“You need more pedals,” someone mentioned to Julien Baker while she came out to set up her live gear before her 9pm set on Thursday night.
“That’s the last thing I need!” the young guitarist responded with a laugh. Her pedal-board was completely full at this point in her young career. I don’t think too much of guitarists who use more than 10 pedals in a set, but Ms. Baker must be doing something right to get her hauntingly simple sound to sound the way it does. Her mix of reverbs, delays, loops, and chorus effects along with her melancholy mixture of love, sadness, and longing have earned her a strong following and loads of praise from critics and fans alike. Playing a sold-out set at Mercury Lounge as a solo performer at age twenty, is no simple feat, and those who packed the room full of body heat was treated to a great performance by a great up and coming singer-songwriter to help kick off their weekend a bit early.
The Tennessee native is currently on tour performing songs from her debut solo album Sprained Ankle, which earned Baker some well-deserved media attention and even crept onto some end of the year Best Of… lists.

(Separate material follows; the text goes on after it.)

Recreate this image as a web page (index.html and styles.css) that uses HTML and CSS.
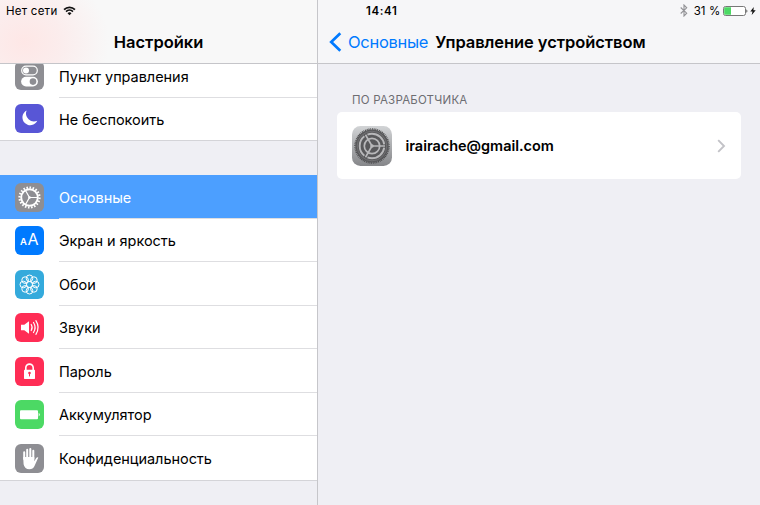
FILE: index.html
```html
<!DOCTYPE html>
<html lang="ru">
<head>
<meta charset="utf-8">
<title>Настройки</title>
<link rel="stylesheet" href="styles.css">
</head>
<body>
<main class="app">
  <aside class="sidebar">
    <header class="bar bar-left">
      <div class="status">
        <span class="carrier">Нет сети</span>
        <svg class="wifi" width="13" height="10" viewBox="0 0 14 11" fill="none" stroke="#111" stroke-width="1.9"><path d="M1 3.9a8.5 8.5 0 0 1 12 0M3.2 6.2a5.4 5.4 0 0 1 7.6 0"/><path d="M4.8 7.9a3.1 3.1 0 0 1 4.4 0L7 10.3z" fill="#111" stroke="none"/></svg>
      </div>
      <h1 class="title">Настройки</h1>
    </header>
    <nav class="list">
      <ul class="group group-clipped">
        <li class="row">
          <svg class="icon" viewBox="0 0 29 29"><rect width="29" height="29" rx="6" fill="#8e8e93"/><rect x="6.7" y="5.2" width="15.6" height="8.6" rx="4.3" fill="none" stroke="#fff" stroke-width="1.2"/><circle cx="11" cy="9.5" r="3" fill="#fff"/><rect x="6.1" y="15.7" width="16.8" height="9.8" rx="4.9" fill="#fff"/><circle cx="18" cy="20.6" r="3.3" fill="#8e8e93"/></svg>
          <span class="label">Пункт управления</span>
        </li>
        <li class="row">
          <svg class="icon" viewBox="0 0 29 29"><rect width="29" height="29" rx="6" fill="#5856d6"/><path d="M11.6 6.5a7.8 7.8 0 1 0 10.7 10.2A8 8 0 0 1 11.6 6.5z" fill="#fff"/></svg>
          <span class="label">Не беспокоить</span>
        </li>
      </ul>
      <ul class="group">
        <li class="row selected">
          <svg class="icon" viewBox="0 0 29 29"><rect width="29" height="29" rx="6" fill="#8e8e93"/><g fill="none" stroke="#fff"><circle cx="14.5" cy="14.5" r="8.3" stroke-width="1.9"/><circle cx="14.5" cy="14.5" r="10" stroke-width="2.2" pathLength="40" stroke-dasharray="1 1"/><path d="M14.5 14.5h8M14.5 14.5l-4-7M14.5 14.5l-4 7" stroke-width="1.2"/></g><circle cx="14.5" cy="14.5" r="1.3" fill="#fff"/></svg>
          <span class="label">Основные</span>
        </li>
        <li class="row">
          <svg class="icon" viewBox="0 0 29 29"><rect width="29" height="29" rx="6" fill="#007aff"/><text class="glyph-small" x="5" y="19.3">A</text><text class="glyph-large" x="12.6" y="19.3">A</text></svg>
          <span class="label">Экран и яркость</span>
        </li>
        <li class="row">
          <svg class="icon" viewBox="0 0 29 29"><rect width="29" height="29" rx="6" fill="#34aadc"/><g fill="none" stroke="#fff" stroke-width="1"><circle cx="14.5" cy="8.3" r="3.3"/><circle cx="18.9" cy="10.1" r="3.3"/><circle cx="20.7" cy="14.5" r="3.3"/><circle cx="18.9" cy="18.9" r="3.3"/><circle cx="14.5" cy="20.7" r="3.3"/><circle cx="10.1" cy="18.9" r="3.3"/><circle cx="8.3" cy="14.5" r="3.3"/><circle cx="10.1" cy="10.1" r="3.3"/><circle cx="14.5" cy="14.5" r="3"/></g></svg>
          <span class="label">Обои</span>
        </li>
        <li class="row">
          <svg class="icon" viewBox="0 0 29 29"><rect width="29" height="29" rx="6" fill="#ff2d55"/><path d="M6 11.8h3.3l4.7-3.6v12.6l-4.7-3.6H6z" fill="#fff"/><path d="M16.2 11.5q1.9 3 0 6M18.5 9.5q3.2 5 0 10M20.9 7.7q4.4 6.8 0 13.6" fill="none" stroke="#fff" stroke-width="1.2" stroke-linecap="round"/></svg>
          <span class="label">Звуки</span>
        </li>
        <li class="row">
          <svg class="icon" viewBox="0 0 29 29"><rect width="29" height="29" rx="6" fill="#ff2d55"/><path d="M10.8 13v-2.2a3.7 3.7 0 0 1 7.4 0V13" fill="none" stroke="#fff" stroke-width="1.6"/><rect x="9" y="12.7" width="11" height="9.2" rx=".6" fill="#fff"/><path d="M14.5 16.4v3" stroke="#ff2d55" stroke-width="1"/><circle cx="14.5" cy="16" r="1.3" fill="#ff2d55"/></svg>
          <span class="label">Пароль</span>
        </li>
        <li class="row">
          <svg class="icon" viewBox="0 0 29 29"><rect width="29" height="29" rx="6" fill="#4cd964"/><rect x="5" y="10.2" width="18" height="9" rx="1" fill="#fff"/><path d="M23.7 12.8q2.2 1.8 0 3.6z" fill="#fff"/></svg>
          <span class="label">Аккумулятор</span>
        </li>
        <li class="row">
          <svg class="icon" viewBox="0 0 29 29"><rect width="29" height="29" rx="6" fill="#8e8e93"/><path d="M9.2 15V8.2M12.2 14V5.7M15.3 14V5.1M18.3 15V6.8" stroke="#fff" stroke-width="2" stroke-linecap="round"/><path d="M8.2 13h11.1v4.2l2-3.2q.8-1.1 2-.6L19.5 22q-1.5 3.3-5.1 3.3-4.8 0-5.8-5.1z" fill="#fff"/></svg>
          <span class="label">Конфиденциальность</span>
        </li>
      </ul>
    </nav>
  </aside>
  <section class="detail">
    <header class="bar bar-right">
      <div class="status status-right">
        <span class="time">14:41</span>
        <span class="power">
          <svg class="bt" width="8" height="13" viewBox="0 0 8 13" fill="none" stroke="#929296" stroke-width="1.1"><path d="M.7 3.5l6 5.7L4 12V1l2.7 2.8L.7 9.5"/></svg>
          <span class="percent">31 %</span>
          <svg class="battery" width="25" height="10" viewBox="0 0 25 10"><rect x=".5" y=".5" width="22" height="9" rx="2" fill="#fff" stroke="#777"/><path d="M2.3 1.2H8v7.6H2.3Q1.2 8.8 1.2 7.7V2.3Q1.2 1.2 2.3 1.2z" fill="#4cd964"/><path d="M23.5 3.2q1.6 1.8 0 3.6z" fill="#222"/></svg>
          <svg class="bolt" width="6" height="8" viewBox="0 0 6 8"><path d="M3.8 0L.3 4.5h2.2L1.7 8l4-4.8H3.4z" fill="#111"/></svg>
        </span>
      </div>
      <div class="crumbs">
        <svg class="back" width="13" height="20" viewBox="0 0 13 20"><path d="M11.3 1.2L2.2 10l9.1 8.8" fill="none" stroke="#007aff" stroke-width="2.7"/></svg>
        <a class="parent">Основные</a>
        <h2 class="page-title">Управление устройством</h2>
      </div>
    </header>
    <div class="content">
      <h3 class="section">ПО РАЗРАБОТЧИКА</h3>
      <div class="card">
        <svg class="app-icon" viewBox="0 0 40 40"><defs><linearGradient id="metal" x1="0" y1="0" x2="0" y2="1"><stop offset="0" stop-color="#d2d4d6"/><stop offset="1" stop-color="#858689"/></linearGradient></defs><rect width="40" height="40" rx="8.5" fill="url(#metal)"/><circle cx="20" cy="20" r="16.6" fill="#59595b"/><circle cx="20" cy="20" r="17" fill="none" stroke="#48484a" stroke-width="1.5" pathLength="120" stroke-dasharray="1 1"/><circle cx="20" cy="20" r="14.8" fill="none" stroke="#77777a" stroke-width=".8"/><g fill="none" stroke="#b8b8ba"><circle cx="20" cy="20" r="12.3" stroke-width="1.9" pathLength="6" stroke-dasharray="1.72 .28" stroke-dashoffset="-.14"/><circle cx="20" cy="20" r="7.7" stroke-width="1.7"/><path d="M20 20h13M20 20l-6.500-11.260M20 20l-6.500 11.260" stroke-width="1.600"/></g><circle cx="20" cy="20" r="1.8" fill="#b8b8ba"/></svg>
        <span class="email">irairache@gmail.com</span>
        <svg class="chevron" width="9" height="14" viewBox="0 0 9 14"><path d="M1.2 1.2L7 7l-5.8 5.800" fill="none" stroke="#c2c2c7" stroke-width="1.9"/></svg>
      </div>
    </div>
  </section>
</main>
</body>
</html>
```
FILE: styles.css
```css
* { box-sizing: border-box; }
body { margin: 0; font-family: Inter, "Liberation Sans", sans-serif; color: #000; }
h1, h2, h3, ul { margin: 0; padding: 0; font: inherit; }
ul { list-style: none; }
svg { flex: none; display: block; }
.app { display: grid; grid-template-columns: 318px 1fr; width: 760px; height: 505px; background: #efeff4; overflow: hidden; }
.sidebar { display: flex; flex-direction: column; min-height: 0; border-right: 1px solid #c6c6ca; }
.bar { height: 64px; flex: none; border-bottom: 1px solid #c5c5c9; background: #f6f6f8; }
.bar-left { background: radial-gradient(ellipse 85px 75px at 24px 42px, #fee7e6 0, #fbeded 45%, transparent 100%), #f8f8f8; }
.status { height: 21px; display: flex; align-items: center; gap: 6px; padding-left: 6px; font-size: 11.5px; letter-spacing: .25px; white-space: nowrap; }
.title { text-align: center; font-size: 16.5px; font-weight: 600; line-height: 22px; margin-top: 10px; }
.list { flex: 1; min-height: 0; overflow: hidden; }
.group { background: #fff; border-bottom: 1px solid #d4d4d8; margin-bottom: 34.4px; }
.group-clipped { margin-top: -10px; height: 87px; }
.row { height: 43.5px; display: flex; align-items: center; gap: 15px; padding-left: 15px; }
.group-clipped .row:last-child { height: 42.5px; }
.icon { width: 29px; height: 29px; }
.label { align-self: stretch; flex: 1; display: flex; align-items: center; font-size: 14.5px; letter-spacing: -.04px; border-bottom: 1px solid #dedee1; padding-top: 1.5px; white-space: nowrap; }
.row:last-child .label { border-bottom: 0; padding-top: 1px; }
.selected { background: #4c9fff; color: #fff; }
.glyph-small { font: 600 9.5px Inter, sans-serif; fill: #fff; }
.glyph-large { font: 400 16px Inter, sans-serif; fill: #fff; }
.detail { min-width: 0; }
.status-right { padding: 0 4px 0 48px; justify-content: space-between; letter-spacing: .14px; }
.time { font-weight: 600; letter-spacing: .6px; }
.power { display: flex; align-items: center; }
.percent { margin: 0 2.5px 0 6px; }
.bolt { margin-left: 2px; }
.crumbs { display: flex; align-items: center; height: 22px; margin-top: 10px; padding-left: 11px; font-size: 16.5px; letter-spacing: -.07px; white-space: nowrap; }
.parent { color: #007aff; margin-left: 6px; letter-spacing: -.3px; }
.page-title { font-weight: 600; margin-left: 7px; }
.content { padding: 29px 19px 0; }
.section { font-size: 11.5px; letter-spacing: .22px; line-height: 14px; color: #6d6d72; padding-left: 15px; }
.card { height: 67px; margin-top: 5px; background: #fff; border-radius: 5px; display: flex; align-items: center; padding: 0 15px; }
.app-icon { width: 40px; height: 40px; }
.email { flex: 1; font-size: 14.5px; font-weight: 600; margin-left: 13.5px; letter-spacing: -.03px; }
```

There was nothing flashy about Baker’s on-stage persona, just some black jeans, a dark blue button down, a pair of Vans, and witty personality to go with her simple yet moving song material. Aside from switching between her sky blue Telecaster and a sticker-filled acoustic guitar during the set, her tour equipment, like her song catalog, was simple and very effective for the musical message she was getting across.
The ten-song set started out with the plucking of the first few notes of “Sprained Ankle,” which sounded more like melodic water droplets that accompany Baker’s warm, and innocent vocals which sound just as pure and on-point live as they do on her album. Those vocals sounded just as impressive during the descending notation sung in the lyric ‘street lamp’ in “Blacktop,” as well as in the gradual buildup of “Everybody Does.” Both of which may be the two best tracks off the album and found their way into the set early on. Baker creatively split up her set with a short and tasteful cover of Elliot Smith’s “Ballad of Big Nothing” before building up to the climax of her set with slow, uphill treading “Brittle Boned,” “Good News,” and the incredibly powerful “Go Home.” The last of which maybe carries the best song lyrics that came out of 2015:
“And make my insides clean with your kitchen bleach / But I’ve kissed enough sinks / To make up for the lovers that never loved me.”
Maybe it’s Baker’s child-like, innocent, and soft-spoken persona that allows her audience to connect with her so deeply. Maybe she’s able to translate the thoughts and memories that our once-younger selves also filled our lives with that allow ourselves to hear her tell stories that we once lived. Perhaps there is no main reason. perhaps we’re just looking for a way to justify a great performance of brilliant songwriting. In this case, there’s no justification needed, just a fantastic musician who has arrived to fill our lives with great music.